Thank you for sharing that, dear Sister. Now I REALLY know you, because I have seen your heart, your love and the cry is the same as my cry.
I wish I could share this on my FB. I have friends who are lost in the wilderness, not knowing what they are looking for and are even afraid to ask. They still believe that somehow they are failing Him.
Blessings,
Carol
Hi Windblown, thanks so much for sharing your heart with me as well :-). If my experiences, and my writing about them, can help people in some way I am glad for you to share them.
The thing is, I know this pastor has a good heart. We wouldn't even be there if we didn't believe so. I don't know though, if he or anyone else there is at a point of being able to see things any differently... time and prayer will tell.
I really appreciate your comments!!
Blessings to you!!
"This week's assignment is to answer this question honestly in your notebook. Do you love God with all your heart, all your soul and all your strength, as God commanded the people in Deuteronomy?

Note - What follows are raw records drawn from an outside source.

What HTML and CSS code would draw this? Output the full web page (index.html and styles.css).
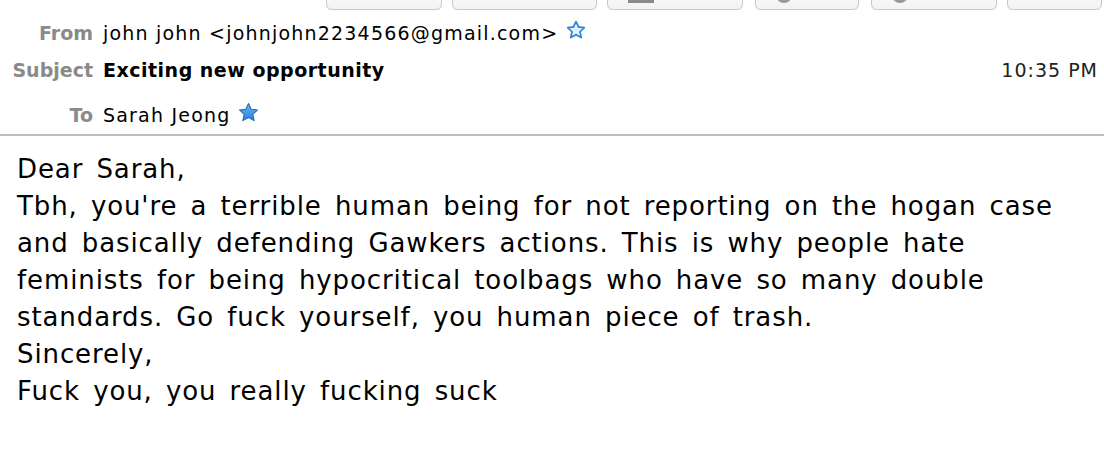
FILE: index.html
```html
<!DOCTYPE html>
<html>
<head>
<meta charset="utf-8">
<link rel="stylesheet" href="styles.css">
</head>
<body>
<div class="toolbar">
  <div class="btn b1"><span class="ico">↩</span> Reply</div>
  <div class="btn b2"><span class="ico">↪</span> Forward</div>
  <div class="btn b3"><span class="bar"></span> Archive</div>
  <div class="btn b4"><span class="dot"></span> Junk</div>
  <div class="btn b5"><span class="dot"></span> Delete</div>
  <div class="btn b6">More ▾</div>
</div>
<div class="header">
  <div class="row r-from">
    <div class="label">From</div>
    <div class="value">john john &lt;johnjohn2234566@gmail.com&gt;
      <svg class="star" viewBox="0 0 20 20" width="20" height="20"><path d="M10 1.6l2.5 5.4 5.8.7-4.3 4 1.2 5.8L10 14.6l-5.2 2.9 1.2-5.8-4.3-4 5.8-.7z" fill="#fff" stroke="#2f86d6" stroke-width="1.8" stroke-linejoin="round"/><path d="M10 4.5l1.7 3.7 4 .5-3 2.8.8 4-3.5-2-3.5 2 .8-4-3-2.8 4-.5z" fill="#dfeefb"/></svg>
    </div>
  </div>
  <div class="row r-subject">
    <div class="label">Subject</div>
    <div class="value subject">Exciting new opportunity</div>
    <div class="time">10:35 PM</div>
  </div>
  <div class="row r-to">
    <div class="label">To</div>
    <div class="value">Sarah Jeong
      <svg class="star" viewBox="0 0 20 20" width="21" height="21"><defs><linearGradient id="g" x1="0" y1="0" x2="0" y2="1"><stop offset="0" stop-color="#6cb8f2"/><stop offset="1" stop-color="#2a7fd2"/></linearGradient></defs><path d="M10 1.4l2.6 5.5 6 .7-4.5 4.1 1.3 6L10 14.7l-5.4 3 1.3-6-4.5-4.1 6-.7z" fill="url(#g)" stroke="#1f6bb8" stroke-width="1" stroke-linejoin="round"/></svg>
    </div>
  </div>
</div>
<div class="body">
  <p>Dear Sarah,</p>
  <p>Tbh, you're a terrible human being for not reporting on the hogan case<br>and basically defending Gawkers actions. This is why people hate<br>feminists for being hypocritical toolbags who have so many double<br>standards. Go fuck yourself, you human piece of trash.</p>
  <p>Sincerely,</p>
  <p>Fuck you, you really fucking suck</p>
</div>
</body>
</html>
```

FILE: styles.css
```css
html, body {
  margin: 0;
  padding: 0;
  background: #fff;
}
body {
  font-family: "DejaVu Sans", "Liberation Sans", sans-serif;
  color: #000;
  width: 1104px;
  height: 474px;
  overflow: hidden;
}
.toolbar {
  display: flex;
  height: 10px;
  overflow: hidden;
  align-items: flex-end;
  padding-left: 326px;
}
.btn {
  flex: none;
  height: 30px;
  box-sizing: border-box;
  border: 1px solid #c9c9c9;
  border-radius: 6px;
  background: linear-gradient(#fdfdfd, #f3f3f3);
  box-shadow: 0 1px 0 #e6e6e6;
  font-size: 13px;
  line-height: 13px;
  color: #444;
  display: flex;
  align-items: flex-start;
  gap: 6px;
  padding-left: 20px;
}
.btn.b1 { width: 116px; }
.btn.b2 { width: 145px; margin-left: 10px; }
.btn.b3 { width: 136px; margin-left: 10px; }
.btn.b4 { width: 104px; margin-left: 12px; }
.btn.b5 { width: 126px; margin-left: 12px; }
.btn.b6 { width: 95px; margin-left: 10px; }
.ico { color: #555; }
.bar {
  width: 26px;
  height: 22px;
  border-bottom: 3px solid #8a8a8a;
  box-sizing: border-box;
}
.dot {
  width: 16px;
  height: 22px;
  border-radius: 0 0 8px 8px;
  background: #999;
}
.header {
  height: 124px;
  border-bottom: 2px solid #bcbcbc;
}
.row {
  display: flex;
  align-items: center;
  font-size: 19px;
}
.r-from { height: 46px; }
.r-subject { height: 26px; margin-top: 1px; }
.r-to { height: 30px; margin-top: 17px; }
.label {
  width: 93px;
  text-align: right;
  font-weight: bold;
  color: #8a8a8a;
  flex: none;
}
.value {
  margin-left: 10px;
  display: flex;
  align-items: center;
  gap: 8px;
  white-space: nowrap;
  letter-spacing: 1.2px;
}
.subject {
  font-weight: bold;
  letter-spacing: 0.5px;
}
.time {
  margin-left: auto;
  padding-right: 6px;
  color: #222;
  letter-spacing: 1px;
}
.star {
  flex: none;
  margin-top: -6px;
}
.body {
  padding: 15px 0 0 17px;
  font-size: 26px;
  line-height: 37px;
  letter-spacing: 0.9px;
  word-spacing: 4px;
}
.body p {
  margin: 0;
}
```
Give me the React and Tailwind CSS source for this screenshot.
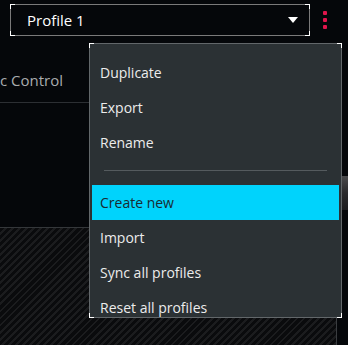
import React from 'react';

const font = { fontFamily: '"Open Sans", "Noto Sans", sans-serif' };

// white L-shaped corner accents over a thin grey border
const Corners = ({ size = 'w-[5px] h-[5px]' }) => (
  <>
    <span className={`absolute -left-px -top-px ${size} border-l border-t border-white`} />
    <span className={`absolute -right-px -top-px ${size} border-r border-t border-white`} />
    <span className={`absolute -left-px -bottom-px ${size} border-l border-b border-white`} />
    <span className={`absolute -right-px -bottom-px ${size} border-r border-b border-white`} />
  </>
);

const MenuItem = ({ label, active }) => (
  <div
    className={`h-[35px] flex items-center px-[8px] text-[14px] ${
      active ? 'bg-[#00d3fc] text-[#1a2a30]' : 'text-[#ececec]'
    }`}
  >
    {label}
  </div>
);

const ProfileMenu = () => {
  const top = ['Duplicate', 'Export', 'Rename'];
  const bottom = ['Create new', 'Import', 'Sync all profiles', 'Reset all profiles'];

  return (
    <div className="absolute left-[89px] top-[43px] w-[253px] h-[275px] bg-[#2b3134] border border-[#62676a]">
      <Corners />
      <div className="h-full overflow-hidden pt-[11px] px-[2px]">
        {top.map((item) => (
          <MenuItem key={item} label={item} />
        ))}
        <div className="h-[25px] pt-[10px] px-[12px]">
          <div className="h-px bg-[#555b5e]" />
        </div>
        {bottom.map((item) => (
          <MenuItem key={item} label={item} active={item === 'Create new'} />
        ))}
      </div>
    </div>
  );
};

const App = () => {
  return (
    <div className="relative w-[348px] h-[345px] overflow-hidden bg-[#05070a]" style={font}>
      {/* profile selector */}
      <div className="flex items-center pt-[4px] pl-[10px]">
        <div className="relative w-[300px] h-[32px] border border-[#7a7a7a] flex items-center pl-[16px] pr-[11px]">
          <Corners />
          <span className="flex-1 text-[15px] text-white">Profile 1</span>
          <svg width="10" height="6" viewBox="0 0 10 6">
            <path d="M0 0 H10 L5 6 Z" fill="#ffffff" />
          </svg>
        </div>
        <div className="ml-[13px] flex flex-col gap-[3px]">
          <span className="w-[4px] h-[4px] rounded-[1px] bg-[#e0154c]" />
          <span className="w-[4px] h-[4px] rounded-[1px] bg-[#e0154c]" />
          <span className="w-[4px] h-[4px] rounded-[1px] bg-[#e0154c]" />
        </div>
      </div>

      {/* page behind the menu */}
      <div className="flex mt-[32px]">
        <div className="w-[336px]">
          <div className="h-[35px] border-b border-[#2c2f33] flex items-start">
            <span className="text-[15px] text-[#a9acae] leading-[20px] pt-[2px]">c Control</span>
          </div>
          <div className="h-[125px] border-b border-[#34373a]" />
          <div className="h-[120px] bg-[repeating-linear-gradient(135deg,#0a0b0d_0px,#0a0b0d_3px,#1b1c1e_3px,#1b1c1e_5px)]" />
        </div>
        <div className="flex-1 border-l border-[#3a3d40] flex flex-col">
          <div className="h-[108px]" />
          <div className="h-[34px] bg-gradient-to-b from-[#4a4a4c] via-[#2a2a2c] to-[#1c1c1e]" />
        </div>
      </div>

      <ProfileMenu />
    </div>
  );
};

export default App;
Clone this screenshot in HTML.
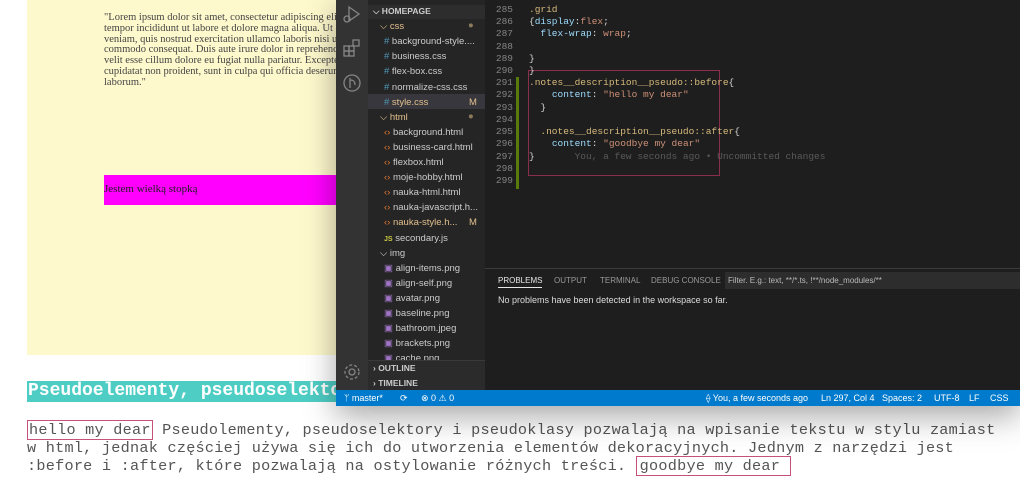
<!DOCTYPE html><html><head><meta charset="utf-8"><style>
*{margin:0;padding:0;box-sizing:border-box}
body{width:1020px;height:491px;overflow:hidden;background:#fff;position:relative;font-family:"Liberation Sans",sans-serif}
.abs{position:absolute}
.yellow{left:27px;top:0;width:309px;height:355px;background:#fef9cc}
.lorem{left:104px;top:13px;width:232px;font:10.5px/10.8px "Liberation Serif",serif;color:#444;white-space:nowrap;overflow:hidden}
.mag{left:104px;top:175px;width:232px;height:30px;background:#f0f;font:11px "Liberation Serif",serif;color:#222;padding-top:8px}
.head{left:27px;top:381px;width:309px;height:21px;background:#4ecdc4;color:#fff;font:bold 18px "Liberation Mono",monospace;padding:0 1px;white-space:nowrap;overflow:hidden}
.para{left:27px;top:421px;font:15.2px/18px "Liberation Mono",monospace;letter-spacing:0.25px;color:#555;white-space:pre}
.box{border:1px solid #c94f7c}
.win{left:336px;top:0;width:684px;height:406px;background:#1e1e1e;box-shadow:0 10px 30px rgba(0,0,0,.35)}
.act{left:0;top:0;width:32px;height:390px;background:#333}
.side{left:32px;top:0;width:117px;height:390px;background:#252526;font-size:9.5px;color:#ccc}
.side div{position:absolute;white-space:nowrap}
.ed{left:149px;top:0;width:535px;height:268px;background:#1e1e1e;font:9.5px "Liberation Mono",monospace}
.ln{position:absolute;left:8px;width:20px;text-align:right;color:#858585}
.cd{position:absolute;left:44px;white-space:pre;color:#d4d4d4}
.sel{color:#d7ba7d}.pr{color:#9cdcfe}.st{color:#ce9178}
.status{left:0;top:390px;width:684px;height:16px;background:#007acc;color:#fff;font-size:9px}
.status span{position:absolute;top:3px;white-space:nowrap}
</style></head><body>
<div class="abs yellow"></div>
<div class="abs lorem">"Lorem ipsum dolor sit amet, consectetur adipiscing elit, sed<br>tempor incididunt ut labore et dolore magna aliqua. Ut enim<br>veniam, quis nostrud exercitation ullamco laboris nisi ut aliq<br>commodo consequat. Duis aute irure dolor in reprehenderit i<br>velit esse cillum dolore eu fugiat nulla pariatur. Excepteur si<br>cupidatat non proident, sunt in culpa qui officia deserunt mo<br>laborum."</div>
<div class="abs mag">Jestem wielką stopką</div>
<div class="abs head">Pseudoelementy, pseudoselektory</div>
<div class="abs para"><span class="box" style="padding:0 1px">hello my dear</span> Pseudolementy, pseudoselektory i pseudoklasy pozwalają na wpisanie tekstu w stylu zamiast
w html, jednak częściej używa się ich do utworzenia elementów dekoracyjnych. Jednym z narzędzi jest
:before i :after, które pozwalają na ostylowanie różnych treści. <span class="box" style="padding:0 10px 0 3px">goodbye my dear</span></div>
<div class="abs win">
<div class="abs act">
<svg class="abs" style="left:6px;top:4px" width="20" height="20" viewBox="0 0 20 20" fill="none" stroke="#858585" stroke-width="1.3"><path d="M7 3l10 7-10 7z"/><circle cx="5" cy="15" r="3"/></svg>
<svg class="abs" style="left:6px;top:38px" width="20" height="20" viewBox="0 0 20 20" fill="none" stroke="#858585" stroke-width="1.3"><rect x="2" y="8" width="5" height="5"/><rect x="7" y="8" width="5" height="5"/><rect x="2" y="13" width="5" height="5"/><rect x="7" y="13" width="5" height="5"/><rect x="11" y="2" width="6" height="6"/></svg>
<svg class="abs" style="left:6px;top:73px" width="20" height="20" viewBox="0 0 20 20" fill="none" stroke="#858585" stroke-width="1.3"><circle cx="10" cy="10" r="8"/><path d="M8 5v10M8 7c4 0 5 2 5 5"/></svg>
<svg class="abs" style="left:6px;top:362px" width="20" height="20" viewBox="0 0 20 20" fill="none" stroke="#858585" stroke-width="1.3"><circle cx="10" cy="10" r="3"/><circle cx="10" cy="10" r="7" stroke-dasharray="3 2"/></svg>
</div>
<div class="abs side">
<div style="left:0;top:5px;width:117px;height:14px;background:#2d2d2e"></div>
<div style="left:5px;top:6px;font-weight:bold;font-size:8.5px">⌵ HOMEPAGE</div>
<div style="left:12px;top:21px;color:#e2c08d">⌵ css</div><div style="left:100px;top:20px;color:#8c7a5c">●</div>
<div style="left:16px;top:36px"><span style="color:#519aba">#</span> background-style....</div>
<div style="left:16px;top:51px"><span style="color:#519aba">#</span> business.css</div>
<div style="left:16px;top:66px"><span style="color:#519aba">#</span> flex-box.css</div>
<div style="left:16px;top:82px"><span style="color:#519aba">#</span> normalize-css.css</div>
<div style="left:0;top:94px;width:117px;height:15px;background:#37373d"></div>
<div style="left:16px;top:97px;color:#e2c08d"><span style="color:#519aba">#</span> style.css</div><div style="left:101px;top:97px;color:#e2c08d">M</div>
<div style="left:12px;top:112px;color:#e2c08d">⌵ html</div><div style="left:100px;top:111px;color:#8c7a5c">●</div>
<div style="left:16px;top:127px"><span style="color:#e37933">‹›</span> background.html</div>
<div style="left:16px;top:142px"><span style="color:#e37933">‹›</span> business-card.html</div>
<div style="left:16px;top:157px"><span style="color:#e37933">‹›</span> flexbox.html</div>
<div style="left:16px;top:172px"><span style="color:#e37933">‹›</span> moje-hobby.html</div>
<div style="left:16px;top:187px"><span style="color:#e37933">‹›</span> nauka-html.html</div>
<div style="left:16px;top:202px"><span style="color:#e37933">‹›</span> nauka-javascript.h...</div>
<div style="left:16px;top:217px;color:#e2c08d"><span style="color:#e37933">‹›</span> nauka-style.h...</div><div style="left:101px;top:217px;color:#e2c08d">M</div>
<div style="left:16px;top:233px"><span style="color:#cbcb41;font-size:7px;font-weight:bold">JS</span> secondary.js</div>
<div style="left:12px;top:248px">⌵ img</div>
<div style="left:16px;top:263px"><span style="color:#a074c4">▣</span> align-items.png</div>
<div style="left:16px;top:278px"><span style="color:#a074c4">▣</span> align-self.png</div>
<div style="left:16px;top:293px"><span style="color:#a074c4">▣</span> avatar.png</div>
<div style="left:16px;top:308px"><span style="color:#a074c4">▣</span> baseline.png</div>
<div style="left:16px;top:323px"><span style="color:#a074c4">▣</span> bathroom.jpeg</div>
<div style="left:16px;top:338px"><span style="color:#a074c4">▣</span> brackets.png</div>
<div style="left:16px;top:353px"><span style="color:#a074c4">▣</span> cache.png</div>
<div style="left:0;top:360px;width:117px;height:30px;background:#2b2b2c;border-top:1px solid #3a3a3a"></div>
<div style="left:5px;top:363px;font-weight:bold;font-size:8.5px">› OUTLINE</div>
<div style="left:5px;top:378px;font-weight:bold;font-size:8.5px">› TIMELINE</div>
</div>
<div class="abs ed">
<div class="abs" style="left:31px;top:77px;width:3px;height:112px;background:#587c0c"></div>
<div class="abs" style="left:43px;top:70px;width:192px;height:106px;border:1px solid #8a2e4c"></div>
<div class="ln" style="top:4px">285</div><div class="cd sel" style="top:4px">.grid</div>
<div class="ln" style="top:16px">286</div><div class="cd" style="top:16px">{<span class="pr">display</span>:<span class="st">flex</span>;</div>
<div class="ln" style="top:28px">287</div><div class="cd" style="top:28px">  <span class="pr">flex-wrap</span>: <span class="st">wrap</span>;</div>
<div class="ln" style="top:41px">288</div>
<div class="ln" style="top:53px">289</div><div class="cd" style="top:53px">}</div>
<div class="ln" style="top:65px">290</div><div class="cd" style="top:65px">}</div>
<div class="ln" style="top:77px">291</div><div class="cd sel" style="top:77px">.notes__description__pseudo::before<span style="color:#d4d4d4">{</span></div>
<div class="ln" style="top:89px">292</div><div class="cd" style="top:89px">    <span class="pr">content</span>: <span class="st">"hello my dear"</span></div>
<div class="ln" style="top:102px">293</div><div class="cd" style="top:102px">  }</div>
<div class="ln" style="top:114px">294</div>
<div class="ln" style="top:126px">295</div><div class="cd sel" style="top:126px">  .notes__description__pseudo::after<span style="color:#d4d4d4">{</span></div>
<div class="ln" style="top:138px">296</div><div class="cd" style="top:138px">    <span class="pr">content</span>: <span class="st">"goodbye my dear"</span></div>
<div class="ln" style="top:151px">297</div><div class="cd" style="top:151px">}       <span style="color:#5a5a5a">You, a few seconds ago • Uncommitted changes</span></div>
<div class="ln" style="top:163px">298</div>
<div class="ln" style="top:175px">299</div>
</div>
<div class="abs" style="left:149px;top:268px;width:535px;height:122px;background:#1e1e1e;border-top:1px solid #3c3c3c;font-size:8px;color:#999">
<span class="abs" style="left:13px;top:7px;color:#e7e7e7;border-bottom:1px solid #e7e7e7;padding-bottom:2px">PROBLEMS</span>
<span class="abs" style="left:69px;top:7px">OUTPUT</span>
<span class="abs" style="left:115px;top:7px">TERMINAL</span>
<span class="abs" style="left:166px;top:7px">DEBUG CONSOLE</span>
<div class="abs" style="left:240px;top:3px;width:295px;height:17px;background:#2d2d2d;color:#bbb;padding:4px 3px">Filter. E.g.: text, **/*.ts, !**/node_modules/**</div>
<span class="abs" style="left:13px;top:26px;color:#ddd;font-size:9px">No problems have been detected in the workspace so far.</span>
</div>
<div class="abs status">
<span style="left:8px">ᛘ master*</span><span style="left:64px">⟳</span><span style="left:85px">⊗ 0 ⚠ 0</span>
<span style="left:370px">⟠ You, a few seconds ago</span><span style="left:485px">Ln 297, Col 4</span><span style="left:546px">Spaces: 2</span><span style="left:598px">UTF-8</span><span style="left:633px">LF</span><span style="left:654px">CSS</span>
</div>
</div>
</body></html>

Three boxes to check: yes, no, or maybe." The Sunday school teacher looked at the quiet class and said, "Any questions or comments? No? Well, you all have been good listeners today." With a pleasant smile and a closing prayer, class was closed. --- That is just absolutely heartbreaking. The entire sermon is exactly like you said, Spiritual Kindergarten 101, and the pastor's message is the schoolyard bully. My heart aches for all in that church who went home with a burden of guilt and condemnation and shame - may our dearest Christ set them free.
Kathie, thanks for your comment. I agree. What blows my mind is all the 'amens' the pastor receives for all the 'hellfire' statements he makes from the pulpit. I am truly baffled?! Do these people truly buy this, and if they do - do they honestly think THEY are safe?? If I really was scared that it applied to me I sure wouldn't be sitting there in my seat saying 'amen,' I'd be crawling up to the front crying and terrified. (which some people do go up front). I agree - may anyone who needs setting free be free... but the thing is most of them seem to love this kind of preaching and have no problem whatsoever??? I don't get people at all sometimes!